Nuclear Physics Seminar

"ATLAS Experiment at LHC: Detector Status and Physic Capabilities in Heavy Ion Collisions"

Presented by Professor Brian A Cole, Columbia University

Tuesday, July 29, 2008, 11:00 am — Small Seminar Room, Bldg. 510

Within the next two years the LHC will commence a heavy ion program starting with Pb
+Pb collisions at a nucleon-nucleon center of mass energy of 5.5 TeV. Such collisions
are expected to produce quark gluon plasma at initial energy densities an order of
magnitude larger than those achieved at RHIC with copious production of high-pT jets,
prompt photons, and other hard observables. The increased energy density of Pb+Pb
collisions at the LHC will provide an essential test of the strongly coupled QGP (sQGP)
interpretation of elliptic flow measurements at RHIC. The high rate for production of jets
with (e.g.) ET > 50 GeV will make it possible to carry out high-statistics measurements
of jet quenching using direct measurement of jet energies, fragmentation functions, and
jet shapes.

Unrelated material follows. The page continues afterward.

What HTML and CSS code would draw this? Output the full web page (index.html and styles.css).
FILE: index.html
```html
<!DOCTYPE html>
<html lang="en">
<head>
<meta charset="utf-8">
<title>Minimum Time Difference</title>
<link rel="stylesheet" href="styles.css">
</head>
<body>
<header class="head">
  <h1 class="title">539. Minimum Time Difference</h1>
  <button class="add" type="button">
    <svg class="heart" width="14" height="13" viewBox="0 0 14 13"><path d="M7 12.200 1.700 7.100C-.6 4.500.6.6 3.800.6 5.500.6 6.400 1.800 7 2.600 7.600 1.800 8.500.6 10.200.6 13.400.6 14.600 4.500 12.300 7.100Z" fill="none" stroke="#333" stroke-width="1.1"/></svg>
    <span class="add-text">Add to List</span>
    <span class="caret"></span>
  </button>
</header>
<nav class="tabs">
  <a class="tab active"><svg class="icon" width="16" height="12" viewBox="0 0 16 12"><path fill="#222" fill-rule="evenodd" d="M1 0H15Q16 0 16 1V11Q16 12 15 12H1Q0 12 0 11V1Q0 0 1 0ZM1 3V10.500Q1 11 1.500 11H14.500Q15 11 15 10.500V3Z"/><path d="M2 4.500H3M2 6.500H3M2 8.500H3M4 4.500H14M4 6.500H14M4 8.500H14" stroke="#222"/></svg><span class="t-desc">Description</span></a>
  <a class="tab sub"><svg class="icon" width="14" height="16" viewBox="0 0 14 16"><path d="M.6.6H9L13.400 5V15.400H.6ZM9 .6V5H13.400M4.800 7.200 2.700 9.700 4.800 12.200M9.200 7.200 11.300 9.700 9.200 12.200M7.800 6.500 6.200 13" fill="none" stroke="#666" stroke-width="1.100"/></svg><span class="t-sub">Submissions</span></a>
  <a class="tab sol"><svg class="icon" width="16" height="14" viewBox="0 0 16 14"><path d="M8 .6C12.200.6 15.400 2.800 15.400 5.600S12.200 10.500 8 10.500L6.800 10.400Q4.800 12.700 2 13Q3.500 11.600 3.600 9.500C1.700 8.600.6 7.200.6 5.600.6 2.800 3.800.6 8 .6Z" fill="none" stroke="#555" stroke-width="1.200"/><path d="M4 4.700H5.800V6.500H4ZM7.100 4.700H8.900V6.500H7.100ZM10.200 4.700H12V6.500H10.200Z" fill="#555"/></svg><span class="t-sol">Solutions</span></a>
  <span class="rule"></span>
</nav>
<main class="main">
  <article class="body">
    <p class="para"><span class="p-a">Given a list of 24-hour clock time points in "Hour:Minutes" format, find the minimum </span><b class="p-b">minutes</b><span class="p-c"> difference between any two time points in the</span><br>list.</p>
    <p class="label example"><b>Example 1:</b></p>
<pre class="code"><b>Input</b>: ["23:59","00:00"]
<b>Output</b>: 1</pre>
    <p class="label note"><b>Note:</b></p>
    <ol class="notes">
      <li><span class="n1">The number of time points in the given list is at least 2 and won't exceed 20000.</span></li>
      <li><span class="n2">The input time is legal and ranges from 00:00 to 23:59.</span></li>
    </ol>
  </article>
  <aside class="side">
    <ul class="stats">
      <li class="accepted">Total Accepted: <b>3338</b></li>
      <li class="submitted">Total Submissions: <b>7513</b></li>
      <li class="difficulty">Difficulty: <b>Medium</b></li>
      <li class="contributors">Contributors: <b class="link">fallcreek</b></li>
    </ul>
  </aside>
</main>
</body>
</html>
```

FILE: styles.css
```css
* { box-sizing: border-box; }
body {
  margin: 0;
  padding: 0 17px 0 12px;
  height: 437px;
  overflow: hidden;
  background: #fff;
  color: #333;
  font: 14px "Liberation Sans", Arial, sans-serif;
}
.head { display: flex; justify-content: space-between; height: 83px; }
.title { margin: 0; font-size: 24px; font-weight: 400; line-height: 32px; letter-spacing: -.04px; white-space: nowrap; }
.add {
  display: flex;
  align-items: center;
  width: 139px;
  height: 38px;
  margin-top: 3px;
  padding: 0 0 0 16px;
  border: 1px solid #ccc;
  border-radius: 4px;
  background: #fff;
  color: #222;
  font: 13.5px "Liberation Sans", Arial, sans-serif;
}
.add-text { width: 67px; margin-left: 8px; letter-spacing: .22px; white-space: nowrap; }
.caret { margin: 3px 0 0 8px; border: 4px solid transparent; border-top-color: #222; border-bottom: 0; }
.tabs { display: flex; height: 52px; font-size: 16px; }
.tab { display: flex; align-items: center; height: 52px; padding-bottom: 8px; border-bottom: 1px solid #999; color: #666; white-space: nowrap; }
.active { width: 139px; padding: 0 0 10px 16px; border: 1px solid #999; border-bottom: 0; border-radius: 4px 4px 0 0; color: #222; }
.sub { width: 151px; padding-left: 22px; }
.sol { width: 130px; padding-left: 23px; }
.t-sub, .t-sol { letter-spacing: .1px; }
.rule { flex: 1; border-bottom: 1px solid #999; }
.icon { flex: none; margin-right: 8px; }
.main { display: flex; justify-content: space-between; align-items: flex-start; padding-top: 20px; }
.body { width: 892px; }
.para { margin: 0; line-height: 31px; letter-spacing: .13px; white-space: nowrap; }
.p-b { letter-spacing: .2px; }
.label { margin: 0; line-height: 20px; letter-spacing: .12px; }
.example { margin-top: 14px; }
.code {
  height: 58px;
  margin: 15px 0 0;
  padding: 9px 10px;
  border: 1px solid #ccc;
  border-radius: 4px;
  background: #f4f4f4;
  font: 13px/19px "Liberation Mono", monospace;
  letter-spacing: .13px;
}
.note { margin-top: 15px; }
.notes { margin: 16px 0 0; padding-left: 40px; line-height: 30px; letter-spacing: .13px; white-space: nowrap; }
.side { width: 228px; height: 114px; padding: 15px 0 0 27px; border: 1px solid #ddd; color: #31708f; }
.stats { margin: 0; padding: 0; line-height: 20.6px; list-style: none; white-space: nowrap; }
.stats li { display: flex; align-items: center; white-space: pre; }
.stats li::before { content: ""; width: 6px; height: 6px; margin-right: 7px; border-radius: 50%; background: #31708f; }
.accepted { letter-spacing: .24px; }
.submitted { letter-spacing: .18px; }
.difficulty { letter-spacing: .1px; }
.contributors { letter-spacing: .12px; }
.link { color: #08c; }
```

The large LHC collision energy will also allow tests of saturation at x values
as low as 10-7 in A+A and p+A collisions.
The ATLAS detector at the LHC was designed primarily for Higgs and/or beyond the
standard model measurements in p-p collisions. However, the large acceptance of the
ATLAS detector, the high granularity electromagnetic and hadronic calorimetry, and
precision silicon tracking and the large acceptance muon spectrometers also make
ATLAS an excellent Pb+Pb detector. ATLAS is well-suited to make day-1 measurements
of bulk observables such as charged particle dN/dη, dET/dη, and photon and charged
particle v2. ATLAS will carry out high-resolution single jet and multi-jet measurements
over |η|<5 and will measure jet charge particle fragmentation functions and JT
distributions over |η|<2.5. Heavy flavor jets will be tagged using semi-leptonic decay
muons and displaced vertices. using the fine segmentation of the ATLAS
electromagnetic calorimeters to efficiently rejection photons from neutral hadron decay
ATLAS will be able to statistically measure direct and jet fragmentation photon
production in Pb + Pb and cleanly measure γ-jet pairs.